Another big problem is the detriment to marine ecosystems after large storms. Depending on the animal’s adaptation, most of them can get away before the storm hits. However, with their habitat utterly transformed, they have nothing to come back to. Mr. Wren said, “That is the key with any kind of natural disaster. It does not just fix itself quickly. The Earth is tremendously resilient, but it is not fast, and it may never come back. If the environment has been altered enough, it will be too much for what used to live there to be able to survive there again.”

With temperatures slowly rising every year, the predictions of higher hurricane intensity and stronger storm surges threaten coastal residents, economy, and marine ecosystems.

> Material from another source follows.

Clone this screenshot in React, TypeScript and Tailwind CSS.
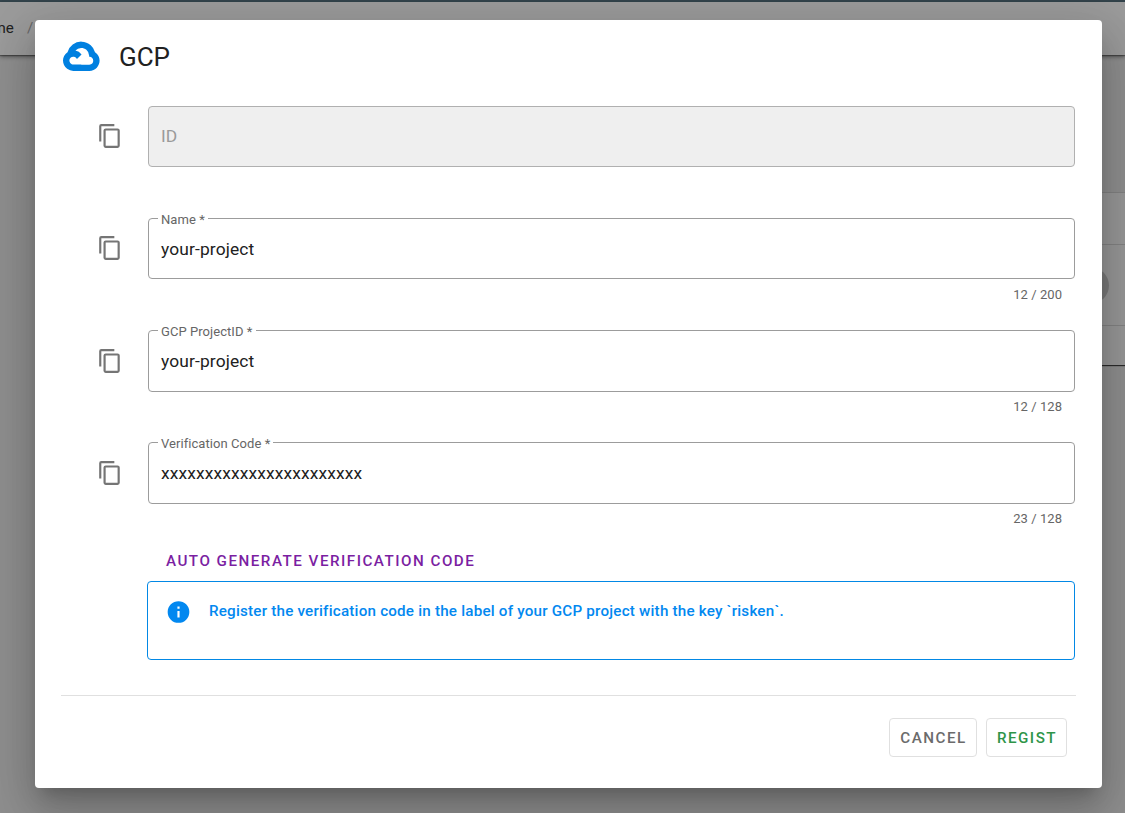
import { SiGooglecloud } from 'react-icons/si';

type FieldProps = {
  label: string;
  value?: string;
  counter?: string;
  disabled?: boolean;
  tall?: boolean;
};

function CopyIcon() {
  return (
    <svg viewBox="0 0 24 24" className="size-[26px] shrink-0 fill-[#757575]">
      <path d="M19,21H8V7H19M19,5H8A2,2 0 0,0 6,7V21A2,2 0 0,0 8,23H19A2,2 0 0,0 21,21V7A2,2 0 0,0 19,5M16,1H4A2,2 0 0,0 2,3V17H4V3H16V1Z" />
    </svg>
  );
}

function Field({ label, value, counter, disabled, tall }: FieldProps) {
  return (
    <div className="flex h-28 items-start pl-[62px]">
      <div className={`flex w-[51px] items-center ${tall ? 'h-[62px]' : 'h-[60px]'}`}>
        <CopyIcon />
      </div>
      <div className="flex-1">
        <div
          className={`relative flex items-center rounded-[4px] border px-3 ${tall ? 'h-[62px]' : 'h-[61px]'} ${
            disabled ? 'border-[#b0b0b0] bg-[#efefef]' : 'border-[#9c9c9c] bg-white'
          }`}
        >
          {disabled ? (
            <span className="pb-px text-[17.4px] leading-6 tracking-[0.1px] text-[#9a9a9a]">{label}</span>
          ) : (
            <>
              <span className="absolute -top-[7px] left-[9px] bg-white px-[3px] text-[13px] leading-4 tracking-[0.06px] text-[#666]">
                {label}
              </span>
              <span className="text-[17.4px] leading-6 tracking-[0.12px] text-[#212121]">{value}</span>
            </>
          )}
        </div>
        {counter && (
          <div
            className={`pr-[13px] text-right text-[13px] leading-[14px] tracking-[0.06px] text-[#666] ${
              tall ? 'mt-[8px]' : 'mt-[9px]'
            }`}
          >
            {counter}
          </div>
        )}
      </div>
    </div>
  );
}

export default function App() {
  return (
    <div className="relative h-[813px] w-[1125px] overflow-hidden bg-[#8f8f8f] font-['Roboto',sans-serif]">
      <div className="h-0.5 bg-[#34454d]" />
      <div className="flex h-[53px] items-center bg-[#9b9b9b] text-[15.2px] text-[#212121] shadow-[0_2px_4px_rgba(0,0,0,0.4),0_1px_1px_rgba(0,0,0,0.3)]">
        <span className="-ml-[27px]">Home</span>
        <span className="ml-[13px] text-[#666]">/</span>
      </div>
      <div className="mt-[137px] ml-[500px] flex h-[173px] flex-col border-t border-[#828282] bg-[#989898] shadow-[0_1px_1px_rgba(0,0,0,0.7)]">
        <div className="h-[52px] border-b border-[#838383]" />
        <div className="flex h-[81px] items-center border-b border-[#838383] pl-[572px]">
          <div className="size-[37px] rounded-full bg-[#7b7b7b]" />
        </div>
      </div>

      <div className="absolute top-5 left-[35px] flex h-[768px] w-[1067px] flex-col rounded-[4px] bg-white pr-[27px] shadow-[0_12px_16px_-8px_rgba(0,0,0,0.2),0_26px_41px_3px_rgba(0,0,0,0.14),0_10px_50px_9px_rgba(0,0,0,0.12)]">
        <header className="flex h-[86px] items-center pb-3 pl-7">
          <SiGooglecloud className="mb-[1.4px] size-[36.6px] text-[#0080e0]" />
          <h1 className="ml-[19.4px] text-[26px] leading-8 text-[#212121]">GCP</h1>
        </header>

        <Field label="ID" disabled />
        <Field label="Name *" value="your-project" counter="12 / 200" />
        <Field label="GCP ProjectID *" value="your-project" counter="12 / 128" tall />
        <Field label="Verification Code *" value="xxxxxxxxxxxxxxxxxxxxxxx" counter="23 / 128" tall />

        <button className="-mt-[7px] mb-[6px] ml-[131px] self-start text-[15.2px] leading-[28px] font-medium tracking-[1.49px] text-[#7b1fa2]">
          AUTO GENERATE VERIFICATION CODE
        </button>
        <div className="ml-28 flex h-[79px] shrink-0 rounded-[4px] border border-[#0288e5] pt-[17px] pl-[17px] text-[#0288f0]">
          <svg viewBox="0 0 24 24" className="h-[26px] w-[27px] fill-current">
            <path d="M13,9H11V7H13M13,17H11V11H13M12,2A10,10 0 0,0 2,12A10,10 0 0,0 12,22A10,10 0 0,0 22,12A10,10 0 0,0 12,2Z" />
          </svg>
          <p className="ml-[17px] text-[15.2px] leading-6 font-medium tracking-[0.21px]">
            Register the verification code in the label of your GCP project with the key `risken`.
          </p>
        </div>
        <hr className="mt-[35px] -mr-px ml-[26px] border-[#e0e0e0]" />
        <footer className="mt-[22px] flex justify-end gap-[9px] pr-2 text-[15.2px] font-medium tracking-[1.49px]">
          <button className="h-[39px] w-[88px] rounded-[4px] border border-[#e0e0e0] pt-0.5 pl-px text-[#6b6b6b]">CANCEL</button>
          <button className="h-[39px] w-[81px] rounded-[4px] border border-[#e0e0e0] pt-0.5 pl-px text-[#2e9549]">REGIST</button>
        </footer>
      </div>
    </div>
  );
}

Unfortunately, these threats are also tremendously difficult to reverse.

However, within Bronx Science’s student body of aspiring scientists and scholars, we have our own lead environmentalists playing an important role in spreading awareness of the issue.
Angela Fu ’18, the co-President of Bronx Science’s League of Environmental and Animal Protection Club, or LEAP, promotes living a greener lifestyle to reduce climate change. “What we, as a student body, can do to take action could be anything as simple as turning off your electronics when not in use, to as big as getting more involved by educating not only yourself but others on the the environment, or by changing your lifestyle.” It is LEAP club’s goal to shrink Bronx Science’s carbon footprint one step at a time.

Although threats from warming global temperatures and from the previously devastating hurricane season forecast a grim future for the environment, they can also serve as a reminder to be more aware of the urgency of the changing climate and the disasters it brings.